Di samping itu minyak zaitun memiliki keistimewaan, yakni cahaya yang ditimbulkan lebih terang daripada minyak lainnya. Jika pohon yang banyak buahnya dinamakan dengan pohon berkah, maka pohon zaitun yang sangat banyak buahnya lebih tepat dinamakan pohon ‘penuh berkah’, atau ‘pohon yang diberkahi’. Dan bila cabang dari akal pikiran murni tidak dapat dikaitkan dengan arah dekat atau jauh, berarti cabang pikiran itu tidak di timur dan juga tidak di barat.

Kelima, tentang ruh kenabian. Ruh ini dihubungkan dengan kedudukan para nabi dan wali. Ruh ini menurut al-Ghazali terjadi dalam kondisi puncak kebenderangan dan kejernihan. Ruh para nabi diibaratkan sebagai ruh yang nyaris bercahaya dengan sendirinya, seakan-akan tidak memerlukan bantuan dari cahaya yang lain. Di antara para nabi ada yang hampir tidak membutuhkan bantuan malaikat. Begitulah perumpamaan “Minyak” (Zaitun) yang sangat sesuai dengan ruh para nabi ini.
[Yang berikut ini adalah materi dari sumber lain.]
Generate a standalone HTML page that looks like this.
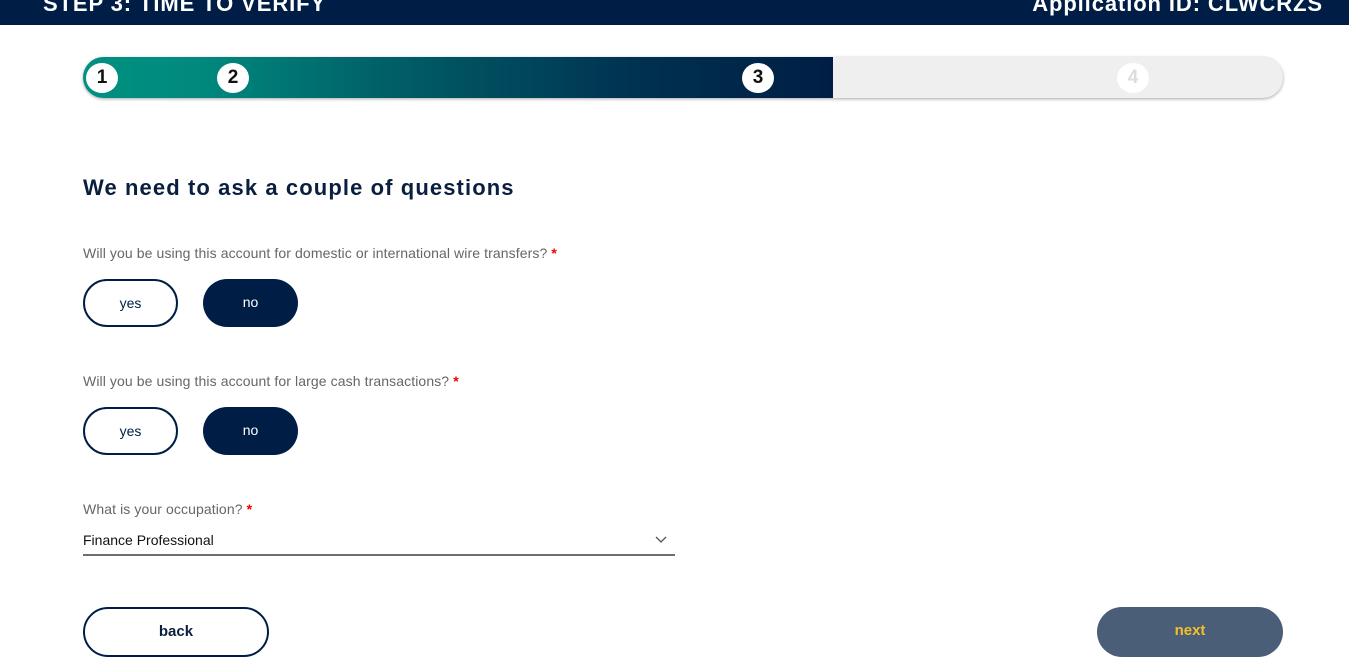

Menurut al-Ghazali, jika cahaya ini membentuk sistem, maka cahaya inderawi menduduki posisi pertama dan menjadi mukaddimah bagi cahaya khayali, begitulah seterusnya sampai pada cahaya fikri (pemikiran) dan cahaya akal. Dengan demikian tepat sekali bila “kaca” (semprong) dijadikan tempat bagi pelita (lampu), dan misykat (ceruk) itu sebagai tempat kaca. Jelasnya, pelita itu berada di dalam kaca dan kaca berada di dalam misykat. Jika semua itu dinamakan cahaya-cahaya, dimana cahaya yang satu berada di atas cahaya lainnya, maka itulah yang dimaksudkan dengan ilustrasi Cahaya di atas cahaya.